Di sisi lain, kasus Rafael dan Eko menunjukkan pentingnya pengesahan RUU perampasan aset yang sebenarnya sudah diusulkan sejak 2008. Peraturan yang ada saat ini, yakni UU tindak pidana korupsi dan UU tindak pidana pencucian uang, belum cukup memadai.
Sebab dua UU tersebut membutuhkan pembuktian terhadap tindak pidana yang dilakukan pelaku. Sementara, berkaca pada kasus Rafael, upaya permainan transaksi sudah demikian canggih dengan adanya indikasi pihak perantara yang secara profesional melakukan pencucian uang. Jaringan Rafael pun melibatkan dua konsultan pajak yang menjadi perantaranya. Kedua orang tersebut pun merupakan mantan pegawai Ditjen Pajak dan kini kabur ke luar negeri.
Namun demikian, pengusutan tak hanya kepada kekayaan pejabat Kemenkeu yang fantastis, pejabat kementerian/lembaga lain juga lembaga antirasuah jangan gentar. Pasalnya, Pusat Pelaporan dan Analisis Transaksi Keuangan (PPATK) mencatat transaksi keuangan mencurigakan selama 2022 mencapai 1.215 laporan dengan nilai Rp183,8 triliun.
Kondisi itu menunjukkan tantangan berat KPK untuk membuktikan tindak pidana. Jika RUU perampasan aset disahkan, segala kekayaan yang tidak dapat dibuktikan kejelasan asal-usulnya, dapat dirampas oleh negara. Bahkan, kekayaan yang diperoleh dari perdagangan narkotika hingga penyelundupan juga dapat disita negara.

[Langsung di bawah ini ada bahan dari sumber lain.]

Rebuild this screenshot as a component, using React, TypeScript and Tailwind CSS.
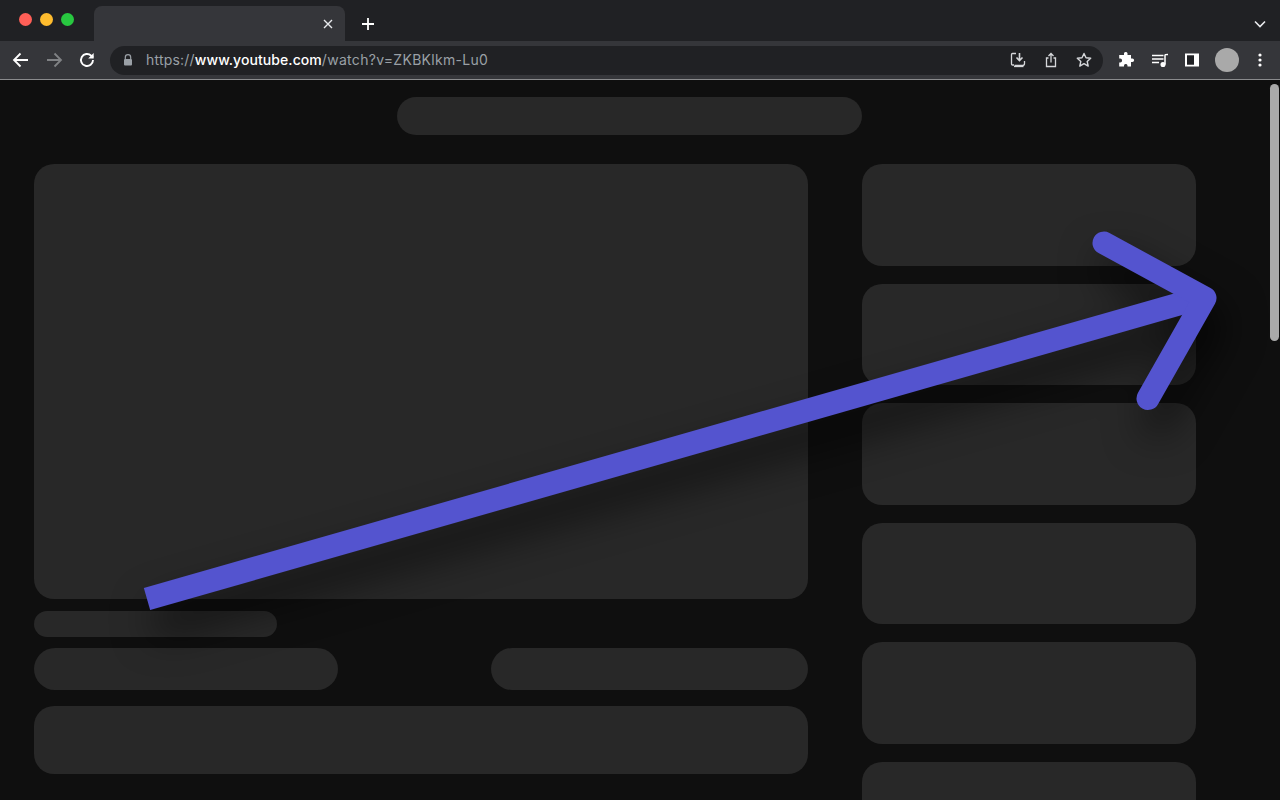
import React from "react";

const cards = ["h-[102px]", "h-[101px]", "h-[102px]", "h-[101px]", "h-[102px]", "h-[102px]"];

function Icon({ children, className = "" }: { children: React.ReactNode; className?: string }) {
  return (
    <svg viewBox="0 0 20 20" className={`w-5 h-5 shrink-0 ${className}`} fill="none" stroke="currentColor" strokeWidth="1.5">
      {children}
    </svg>
  );
}

export default function App() {
  return (
    <div className="relative w-[1280px] h-[800px] overflow-hidden flex flex-col bg-[#0f0f0f] font-['Inter','Liberation_Sans',sans-serif]">
      {/* Tab strip */}
      <div className="h-[41px] shrink-0 bg-[#202124] flex items-end pl-[19px]">
        <div className="flex items-center gap-[8px] h-[41px] pb-[3px]">
          <span className="w-[13px] h-[13px] rounded-full bg-[#ff5f57]" />
          <span className="w-[13px] h-[13px] rounded-full bg-[#febc2e]" />
          <span className="w-[13px] h-[13px] rounded-full bg-[#28c840]" />
        </div>
        <div className="ml-[20px] w-[251px] h-[35px] bg-[#35363a] rounded-t-[8px] flex items-center justify-end pr-[12px] text-[#e8eaed]">
          <svg viewBox="0 0 10 10" className="w-[10px] h-[10px]" stroke="currentColor" strokeWidth="1.4"><path d="M1 1l8 8M9 1l-8 8" /></svg>
        </div>
        <div className="ml-[16px] h-[35px] flex items-center text-white">
          <svg viewBox="0 0 14 14" className="w-[14px] h-[14px]" stroke="currentColor" strokeWidth="1.8"><path d="M7 1v12M1 7h12" /></svg>
        </div>
        <div className="ml-auto h-[35px] pr-[14px] flex items-center text-[#e8eaed]">
          <svg viewBox="0 0 12 8" className="w-[12px] h-[8px]" fill="none" stroke="currentColor" strokeWidth="1.6"><path d="M1 1.5l5 5 5-5" /></svg>
        </div>
      </div>

      {/* Toolbar */}
      <div className="h-[39px] shrink-0 bg-[#35363a] border-b border-[#8a8b8d] flex items-center pl-[10px]">
        <Icon className="text-white">
          <path d="M18 10H4.5M10.5 3.5L4 10l6.5 6.5" strokeWidth="1.8" />
        </Icon>
        <Icon className="ml-[14px] text-[#808285]">
          <path d="M3 10h13.5M10.5 3.5L17 10l-6.5 6.5" strokeWidth="1.8" />
        </Icon>
        <Icon className="ml-[13px] text-white">
          <path d="M16 10a6 6 0 1 1-1.8-4.3L16 7.5" strokeWidth="1.9" />
          <path d="M16.7 3v5.5h-5.5" fill="currentColor" stroke="none" />
        </Icon>
        <div className="ml-[13px] w-[993px] h-[29px] rounded-full bg-[#202124] flex items-center pl-[13px] pr-[9px]">
          <svg viewBox="0 0 10 12" className="w-[10px] h-[12px] text-[#9aa0a6]">
            <path d="M2.3 5V3.4a2.7 2.7 0 0 1 5.4 0V5" fill="none" stroke="currentColor" strokeWidth="1.2" />
            <rect x="1" y="5" width="8" height="6.5" rx="1" fill="currentColor" />
          </svg>
          <div className="ml-[13px] text-[14px] leading-[20px] tracking-[0.2px] text-[#9aa0a6] whitespace-nowrap">
            https://<span className="text-white font-medium tracking-[0.07px]">www.youtube.com</span><span className="tracking-[0.3px]">/watch?v=ZKBKlkm-Lu0</span>
          </div>
          <div className="ml-auto flex items-center gap-[13px] text-[#d5d7da]">
            <svg viewBox="0 0 20 20" className="w-5 h-5" fill="none" stroke="currentColor" strokeWidth="1.3">
              <path d="M8 3.5H4.5a1 1 0 0 0-1 1V14a1 1 0 0 0 1 1H6M16.5 11v2.5a2 2 0 0 1-2 2H6.5" />
              <path d="M6 16.5h9.5" />
              <path d="M11.5 3v7M8.5 7.5l3 3 3-3" strokeWidth="1.6" />
            </svg>
            <svg viewBox="0 0 20 20" className="w-5 h-5" fill="none" stroke="currentColor" strokeWidth="1.3">
              <path d="M7.5 8H5.5v8.5h9V8h-2" />
              <path d="M10 12.5V3.5M7.5 6L10 3.5 12.5 6" />
            </svg>
            <svg viewBox="0 0 20 20" className="w-5 h-5" fill="none" stroke="currentColor" strokeWidth="1.4" strokeLinejoin="round">
              <path d="M10 3.5l2 4.3 4.7.5-3.5 3.2 1 4.6-4.2-2.4-4.2 2.4 1-4.6-3.5-3.2 4.7-.5z" />
            </svg>
          </div>
        </div>
        <div className="ml-[13px] flex items-center text-white">
          <svg viewBox="0 0 20 20" className="w-5 h-5" fill="currentColor">
            <path d="M8 3.3a1.8 1.8 0 0 1 3.5 0V5H15v3.4h1.3a1.8 1.8 0 0 1 0 3.6H15v4.6h-3.5v-1.2a1.8 1.8 0 0 0-3.5 0v1.2H3.2v-4.2h1a1.9 1.9 0 0 0 0-3.8h-1V5H8z" />
          </svg>
          <svg viewBox="0 0 20 20" className="w-5 h-5 ml-[14px]" fill="none" stroke="currentColor" strokeWidth="1.5">
            <path d="M2 5.5h11.5M2 9h11.5M2 12.5h7" />
            <path d="M15 14.5V5.2c0-.6.7-.7 3-.7" />
            <circle cx="13" cy="14.5" r="1.8" fill="currentColor" />
          </svg>
          <svg viewBox="0 0 20 20" className="w-5 h-5 ml-[12px]">
            <path d="M3 3.5h14v13H3z M5 5.5v9h7v-9z" fill="currentColor" fillRule="evenodd" />
            <rect x="5" y="5.5" width="7" height="9" fill="#202124" />
          </svg>
          <div className="ml-[13px] w-6 h-6 rounded-full bg-[#a9a9a9]" />
          <svg viewBox="0 0 4 14" className="ml-[19px] w-[4px] h-[14px]" fill="currentColor">
            <circle cx="2" cy="2" r="1.6" /><circle cx="2" cy="7" r="1.6" /><circle cx="2" cy="12" r="1.6" />
          </svg>
        </div>
      </div>

      {/* Page */}
      <div className="relative flex-1 min-h-0 overflow-hidden">
        <div className="h-[38px] w-[465px] ml-[397px] mt-[17px] rounded-full bg-[#282828]" />
        <div className="flex items-start ml-[34px] mt-[29px] gap-[54px]">
          <div className="w-[774px] flex flex-col">
            <div className="h-[435px] rounded-[20px] bg-[#282828]" />
            <div className="mt-[12px] h-[26px] w-[243px] rounded-full bg-[#282828]" />
            <div className="mt-[11px] flex justify-between">
              <div className="h-[42px] w-[304px] rounded-full bg-[#282828]" />
              <div className="h-[42px] w-[317px] rounded-full bg-[#282828]" />
            </div>
            <div className="mt-[16px] h-[68px] rounded-[20px] bg-[#282828]" />
          </div>
          <div className="w-[334px] flex flex-col gap-[18px]">
            {cards.map((h, i) => (
              <div key={i} className={`${h} rounded-[20px] bg-[#282828]`} />
            ))}
          </div>
        </div>
        <div className="absolute right-[1px] top-[4px] w-[9px] h-[257px] rounded-full bg-[#a9a9a9]" />
      </div>

      {/* Annotation arrow */}
      <svg
        viewBox="0 0 1280 800"
        className="absolute inset-0 w-[1280px] h-[800px] pointer-events-none drop-shadow-[8px_24px_20px_rgba(0,0,0,0.7)]"
        fill="none"
        stroke="#5454cf"
        strokeWidth="23"
      >
        <path d="M147 599 L1200 298" />
        <path d="M1104 243 L1205 298 L1148 398.500" strokeLinecap="round" strokeLinejoin="round" />
      </svg>
    </div>
  );
}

Lebih jauh, UU perampasan aset sebenarnya juga hutang Indonesia pada komitmen global. Indonesia telah menyerahkan instrumen ratifikasi atas United Nation Convention Against Corruption (UNCAC) dan United Nations Convention Against Transnational Organized Crimes (UNCTOC) beberapa tahun lalu sebagai rujukan pembentukan RUU Perampasan Aset. Karena itu, sudah semestinya RUU perampasan aset yang notabene sudah masuk Prolegnas 2023 harus segera disahkan.